### Instruction
Go through the material and pull out every line with the string "React" in it.

### Available data
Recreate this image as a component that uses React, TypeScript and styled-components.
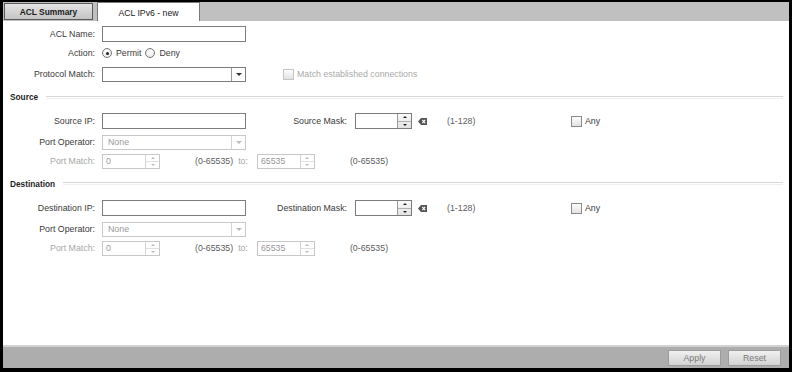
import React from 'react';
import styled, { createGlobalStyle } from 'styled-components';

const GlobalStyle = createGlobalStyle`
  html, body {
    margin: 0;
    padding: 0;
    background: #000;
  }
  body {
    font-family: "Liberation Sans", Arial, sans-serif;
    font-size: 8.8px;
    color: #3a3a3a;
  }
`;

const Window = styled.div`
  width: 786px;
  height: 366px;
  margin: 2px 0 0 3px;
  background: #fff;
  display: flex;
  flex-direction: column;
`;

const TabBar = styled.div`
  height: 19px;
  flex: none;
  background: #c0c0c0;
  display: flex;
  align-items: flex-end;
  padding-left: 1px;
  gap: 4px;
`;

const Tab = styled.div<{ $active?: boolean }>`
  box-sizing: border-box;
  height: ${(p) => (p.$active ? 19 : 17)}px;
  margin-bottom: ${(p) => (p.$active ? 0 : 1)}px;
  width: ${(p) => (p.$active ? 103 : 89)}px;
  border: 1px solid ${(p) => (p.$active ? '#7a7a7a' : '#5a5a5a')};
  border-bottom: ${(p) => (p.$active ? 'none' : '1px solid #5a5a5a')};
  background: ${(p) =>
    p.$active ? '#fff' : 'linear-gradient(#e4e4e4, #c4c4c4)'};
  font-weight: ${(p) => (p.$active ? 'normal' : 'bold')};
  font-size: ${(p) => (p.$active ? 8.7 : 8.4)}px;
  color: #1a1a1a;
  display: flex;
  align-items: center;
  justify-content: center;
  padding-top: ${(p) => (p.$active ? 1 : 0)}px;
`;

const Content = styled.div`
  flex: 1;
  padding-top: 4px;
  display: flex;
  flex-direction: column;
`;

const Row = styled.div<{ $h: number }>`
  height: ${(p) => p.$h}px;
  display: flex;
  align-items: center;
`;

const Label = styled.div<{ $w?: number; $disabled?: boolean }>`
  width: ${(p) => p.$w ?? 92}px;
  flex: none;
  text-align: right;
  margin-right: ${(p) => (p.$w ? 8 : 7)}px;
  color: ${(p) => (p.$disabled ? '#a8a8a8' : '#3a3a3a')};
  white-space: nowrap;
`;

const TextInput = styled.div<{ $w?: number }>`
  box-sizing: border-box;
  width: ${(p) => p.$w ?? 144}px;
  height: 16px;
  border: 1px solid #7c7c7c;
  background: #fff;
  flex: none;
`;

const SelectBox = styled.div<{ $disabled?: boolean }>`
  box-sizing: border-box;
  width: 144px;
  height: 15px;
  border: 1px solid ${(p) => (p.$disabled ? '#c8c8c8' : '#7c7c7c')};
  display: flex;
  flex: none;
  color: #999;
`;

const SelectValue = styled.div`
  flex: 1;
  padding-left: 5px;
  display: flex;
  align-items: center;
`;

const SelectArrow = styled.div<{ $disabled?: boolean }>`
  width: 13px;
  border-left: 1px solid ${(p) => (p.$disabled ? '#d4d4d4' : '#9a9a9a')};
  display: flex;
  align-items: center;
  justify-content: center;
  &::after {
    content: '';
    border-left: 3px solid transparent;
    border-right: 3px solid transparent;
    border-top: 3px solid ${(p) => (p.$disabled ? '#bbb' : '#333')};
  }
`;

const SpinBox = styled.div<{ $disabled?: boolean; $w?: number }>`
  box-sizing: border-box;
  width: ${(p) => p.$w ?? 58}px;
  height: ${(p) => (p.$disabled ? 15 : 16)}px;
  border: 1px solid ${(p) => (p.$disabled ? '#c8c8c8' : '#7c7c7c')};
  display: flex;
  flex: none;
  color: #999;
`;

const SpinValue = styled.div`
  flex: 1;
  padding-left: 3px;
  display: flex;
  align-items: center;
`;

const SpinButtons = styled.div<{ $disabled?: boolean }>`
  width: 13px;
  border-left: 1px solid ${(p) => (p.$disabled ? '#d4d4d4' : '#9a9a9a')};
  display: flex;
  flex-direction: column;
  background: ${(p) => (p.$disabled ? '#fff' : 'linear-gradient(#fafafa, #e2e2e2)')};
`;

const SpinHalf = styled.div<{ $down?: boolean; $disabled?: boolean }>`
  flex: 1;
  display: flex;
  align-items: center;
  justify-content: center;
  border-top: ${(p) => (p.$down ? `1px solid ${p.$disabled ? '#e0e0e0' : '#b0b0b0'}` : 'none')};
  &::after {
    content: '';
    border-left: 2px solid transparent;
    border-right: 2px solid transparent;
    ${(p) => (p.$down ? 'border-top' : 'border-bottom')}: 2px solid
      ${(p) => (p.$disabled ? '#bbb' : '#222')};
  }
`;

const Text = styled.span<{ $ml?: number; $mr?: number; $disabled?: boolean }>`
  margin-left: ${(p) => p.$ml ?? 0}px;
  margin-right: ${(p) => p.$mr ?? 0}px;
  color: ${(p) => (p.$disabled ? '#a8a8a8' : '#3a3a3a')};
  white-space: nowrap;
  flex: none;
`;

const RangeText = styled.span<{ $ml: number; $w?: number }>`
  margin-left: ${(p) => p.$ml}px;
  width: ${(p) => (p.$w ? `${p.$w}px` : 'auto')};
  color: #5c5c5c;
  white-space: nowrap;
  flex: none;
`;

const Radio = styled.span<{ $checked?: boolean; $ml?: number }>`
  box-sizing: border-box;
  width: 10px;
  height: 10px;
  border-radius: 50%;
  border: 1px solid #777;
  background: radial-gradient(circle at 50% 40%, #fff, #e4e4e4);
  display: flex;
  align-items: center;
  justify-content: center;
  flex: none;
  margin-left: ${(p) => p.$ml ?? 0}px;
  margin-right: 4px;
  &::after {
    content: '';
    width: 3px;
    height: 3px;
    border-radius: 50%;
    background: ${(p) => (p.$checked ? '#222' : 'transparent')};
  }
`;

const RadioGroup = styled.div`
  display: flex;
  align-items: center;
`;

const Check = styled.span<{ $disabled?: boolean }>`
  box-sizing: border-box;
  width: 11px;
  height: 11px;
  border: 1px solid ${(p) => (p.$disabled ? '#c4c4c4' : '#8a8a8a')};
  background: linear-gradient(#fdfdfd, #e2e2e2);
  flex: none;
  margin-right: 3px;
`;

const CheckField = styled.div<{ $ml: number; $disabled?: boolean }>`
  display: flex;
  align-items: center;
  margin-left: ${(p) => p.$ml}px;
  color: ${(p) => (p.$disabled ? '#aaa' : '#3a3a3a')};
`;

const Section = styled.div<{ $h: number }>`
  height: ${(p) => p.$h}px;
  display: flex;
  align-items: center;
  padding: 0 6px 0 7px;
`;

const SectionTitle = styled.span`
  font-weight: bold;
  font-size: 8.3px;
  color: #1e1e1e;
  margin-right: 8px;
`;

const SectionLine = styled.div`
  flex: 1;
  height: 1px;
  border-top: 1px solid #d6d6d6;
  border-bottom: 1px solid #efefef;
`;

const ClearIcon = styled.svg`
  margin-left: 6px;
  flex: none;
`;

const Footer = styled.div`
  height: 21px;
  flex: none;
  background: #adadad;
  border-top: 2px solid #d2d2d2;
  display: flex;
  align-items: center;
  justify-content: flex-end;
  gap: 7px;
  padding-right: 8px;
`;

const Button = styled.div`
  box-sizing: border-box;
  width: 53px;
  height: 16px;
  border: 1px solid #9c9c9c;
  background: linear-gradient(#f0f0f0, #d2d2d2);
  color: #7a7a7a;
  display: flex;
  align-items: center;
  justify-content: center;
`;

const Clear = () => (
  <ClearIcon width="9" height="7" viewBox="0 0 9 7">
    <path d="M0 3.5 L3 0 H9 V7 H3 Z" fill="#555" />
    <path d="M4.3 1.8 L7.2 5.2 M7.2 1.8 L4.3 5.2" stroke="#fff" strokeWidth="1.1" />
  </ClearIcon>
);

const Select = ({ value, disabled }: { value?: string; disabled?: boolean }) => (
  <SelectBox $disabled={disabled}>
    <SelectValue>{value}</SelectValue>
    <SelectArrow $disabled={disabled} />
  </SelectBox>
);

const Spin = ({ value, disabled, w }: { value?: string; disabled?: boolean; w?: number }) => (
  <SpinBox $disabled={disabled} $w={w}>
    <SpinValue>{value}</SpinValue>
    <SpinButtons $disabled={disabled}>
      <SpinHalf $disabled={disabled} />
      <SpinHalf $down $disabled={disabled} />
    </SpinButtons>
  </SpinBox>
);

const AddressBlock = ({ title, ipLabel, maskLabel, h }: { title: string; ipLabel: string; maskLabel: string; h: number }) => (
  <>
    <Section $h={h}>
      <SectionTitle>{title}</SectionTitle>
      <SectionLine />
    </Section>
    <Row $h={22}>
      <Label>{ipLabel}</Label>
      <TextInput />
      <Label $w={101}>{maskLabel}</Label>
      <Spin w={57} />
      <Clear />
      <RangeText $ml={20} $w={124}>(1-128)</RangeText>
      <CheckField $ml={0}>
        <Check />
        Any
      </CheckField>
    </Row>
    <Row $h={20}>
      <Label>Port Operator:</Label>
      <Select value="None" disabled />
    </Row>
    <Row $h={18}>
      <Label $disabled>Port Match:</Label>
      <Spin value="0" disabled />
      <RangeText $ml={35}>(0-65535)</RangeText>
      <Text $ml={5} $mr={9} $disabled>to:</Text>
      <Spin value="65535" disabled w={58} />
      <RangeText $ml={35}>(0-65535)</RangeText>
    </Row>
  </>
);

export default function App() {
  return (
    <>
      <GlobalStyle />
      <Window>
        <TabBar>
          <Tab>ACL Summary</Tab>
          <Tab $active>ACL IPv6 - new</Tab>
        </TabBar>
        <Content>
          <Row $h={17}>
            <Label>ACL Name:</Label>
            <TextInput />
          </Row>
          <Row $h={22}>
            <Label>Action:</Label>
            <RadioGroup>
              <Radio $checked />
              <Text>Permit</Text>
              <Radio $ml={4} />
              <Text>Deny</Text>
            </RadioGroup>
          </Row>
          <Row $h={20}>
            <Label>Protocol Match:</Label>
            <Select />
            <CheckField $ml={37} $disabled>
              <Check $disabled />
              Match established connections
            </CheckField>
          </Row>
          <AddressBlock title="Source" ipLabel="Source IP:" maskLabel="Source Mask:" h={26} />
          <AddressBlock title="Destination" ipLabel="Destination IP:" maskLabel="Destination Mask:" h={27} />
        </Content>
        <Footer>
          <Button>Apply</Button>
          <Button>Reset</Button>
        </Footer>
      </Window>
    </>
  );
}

### Answer to this exercise
Recreate this image as a component that uses React, TypeScript and styled-components.
import React from 'react';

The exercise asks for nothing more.